Housing providers say Minister's changes won't be silver bullet

8:06 am on 27 November 2024
Minister of Housing Chris Bishop at an announcement about community housing providers on 26 November 2024.

Housing Minister Chris Bishop at Community Housing Aotearoa's conference. Photo: RNZ / Marika Khabazi

A community housing leader has heaped praise on the Housing Minister for making finance easier to access, but says the sector will still need to rely on private developers to help build new homes.

Speaking at Community Housing Aotearoa's conference on Tuesday, Chris Bishop announced a suite of changes designed to make it easier for community housing providers (CHPs) to borrow money for developments.

They included providing up-front funding and changing or removing contract clauses which currently deter investors.

They would put CHPs on a "level playing field" with Kāinga Ora, which gets far cheaper loans, Bishop said.

Community Housing Aotearoa chief executive Paul Gilberd said the minister had "clearly been listening" to what CHPs had been asking for.

"The minister's clearly signalled that this government is backing the community sector and now it's our job to deliver and to show that we're worthy of the confidence that's been shown to us by this government."

In May the government announced 1500 new social homes, which CHPs would deliver by 2027.

The changes in access to finance would help with that - but even then, CHPs would not have the money to do it alone, Gilberd said.

They would have to rely on private developers building homes, and then lease them either directly or through the government, he said.

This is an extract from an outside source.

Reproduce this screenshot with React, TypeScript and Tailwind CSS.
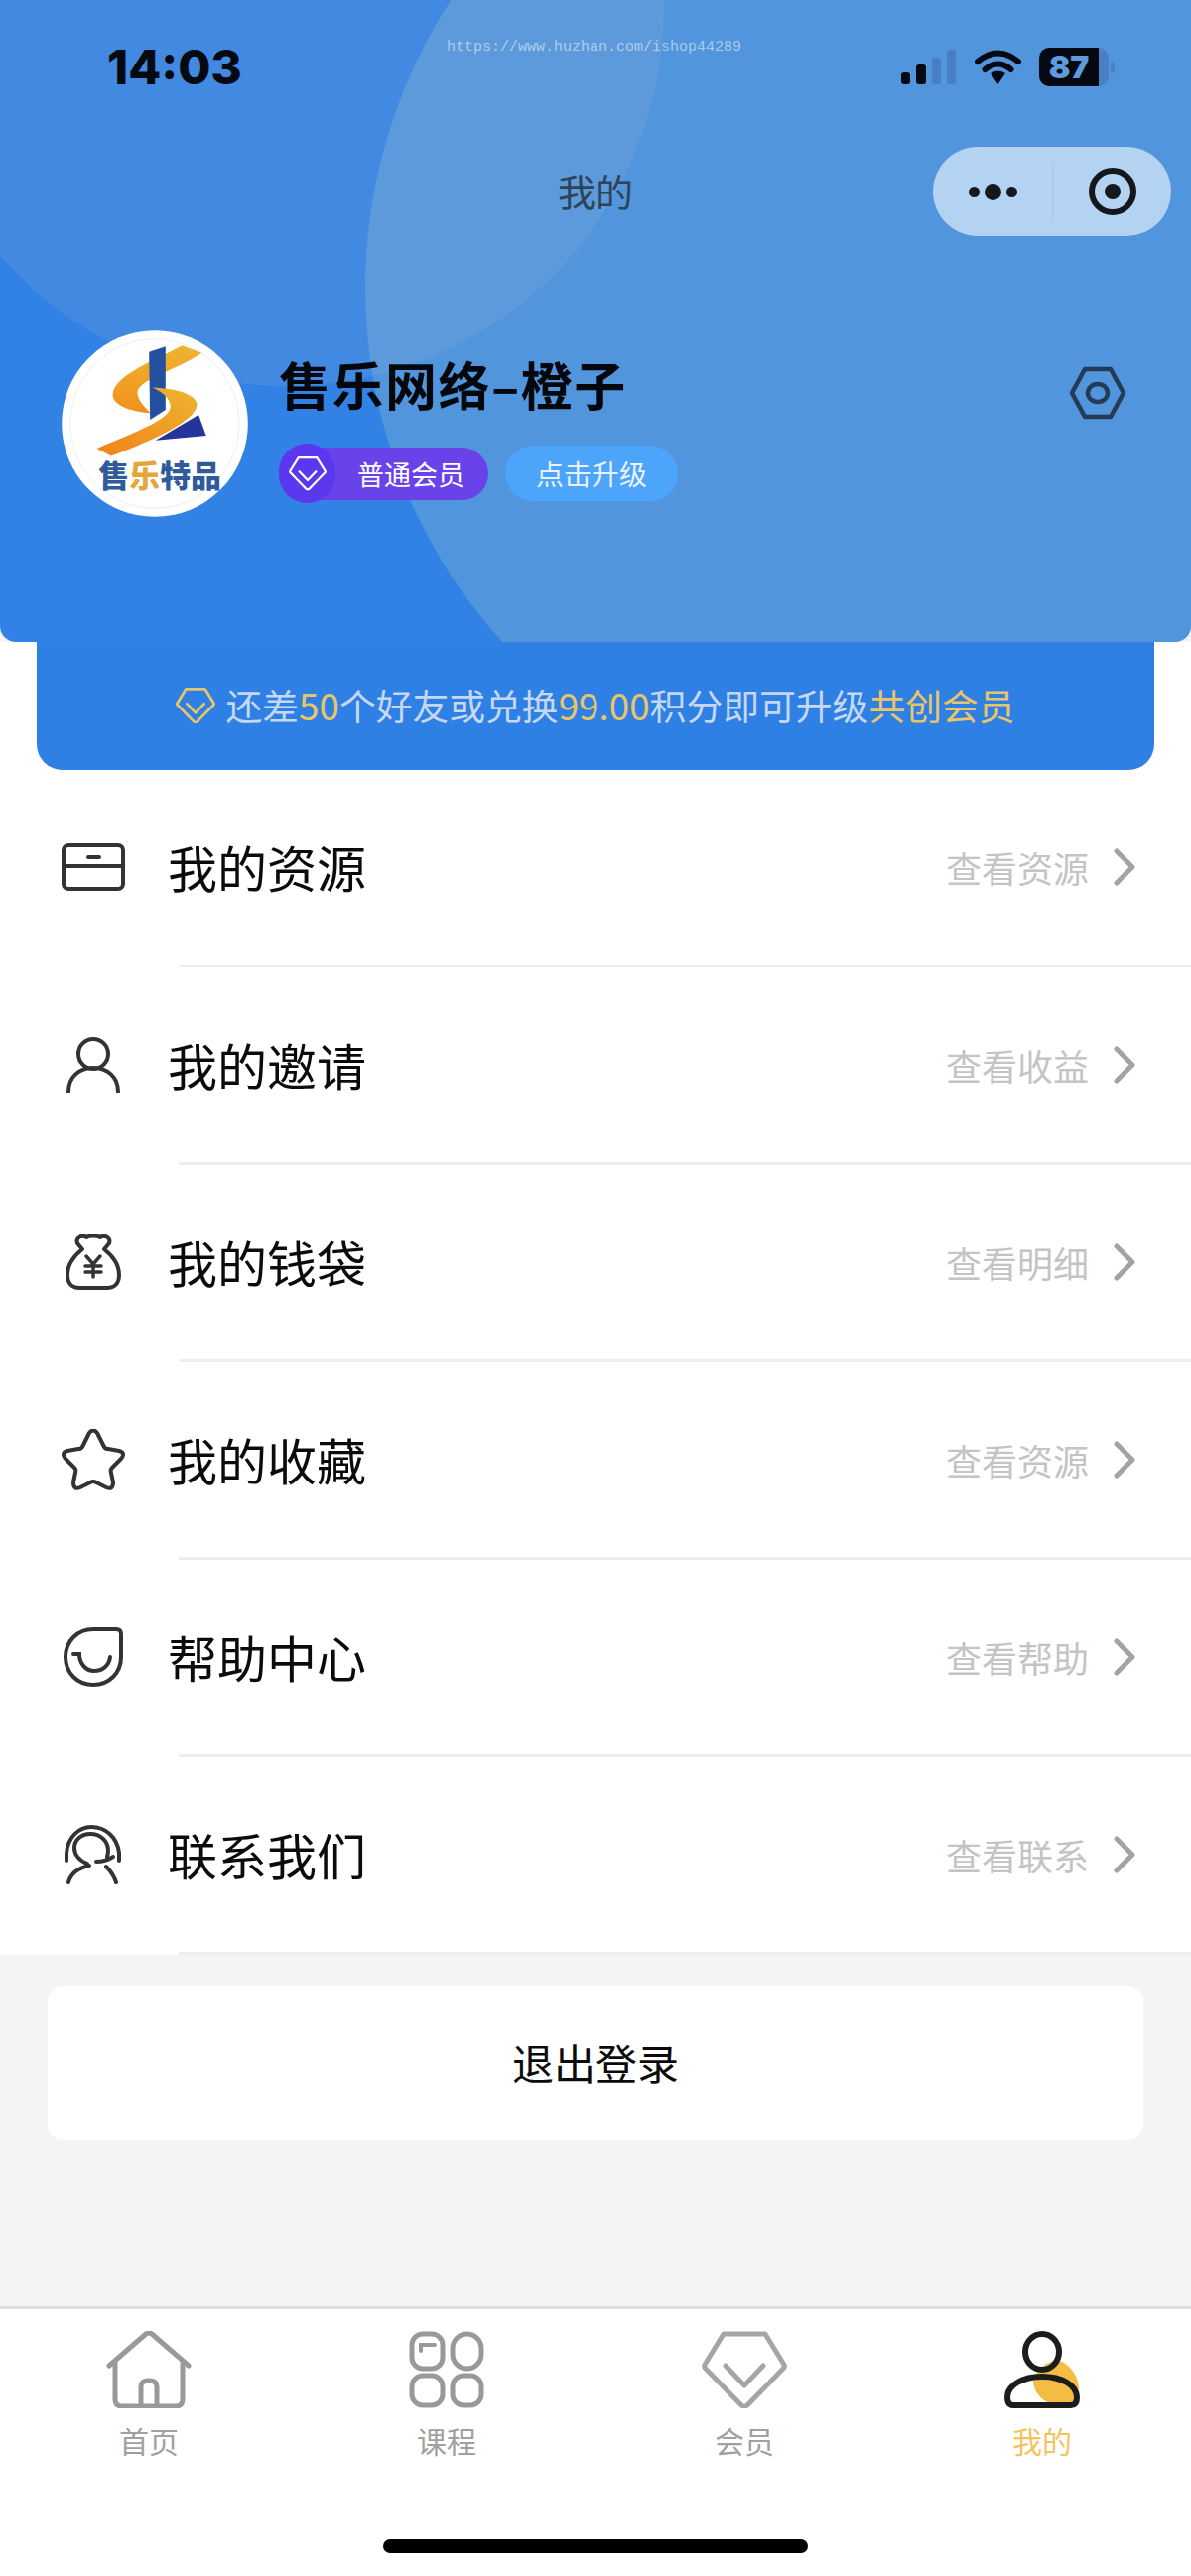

That was not the sector's preference because there was a risk that at the end of a lease contract, developers could sell the homes, removing them from the social housing pool, said Gilberd.

"We would love for that new supply to be held and retained and recycled forever within the charitable community housing sector, or within Māoridom, or by the agency of the government, Kāinga Ora," he said.

But the community housing sector had to accept the government was tightening its belt, meaning they had to "learn to do more with less", said Gilberd.

"That's the challenge that we've been set, and I suppose my reticence here is just simply that it's going to be difficult," he said.

"Deeply disappointed" - Labour

Labour's housing spokesperson Kieran McAnulty said there was nothing "bad" in Bishop's announcement - but it did not go anywhere near far enough.

The sector needed two things, he said: a guarantee on loans, and an increase in the Income Related Rent Subsidy (IRRS).

The IRRS is a payment made to CHPs which tops up tenants' rent to meet market rates, giving CHPs certainty they can claw back their build costs over time.

"If we're going to deal with the housing crisis, it's going to take sustained investment from government, not fiddling around the edges, trying to find a quick fix," said McAnulty.

Bishop said the government was "committed to exploring" providing lending or guarantees direct to CHPs, or via private lenders.

"Saying you're going to explore something is completely different to saying you're going to do it," said McAnulty

"There was a clear expectation amongst those there today that the government was going to back them."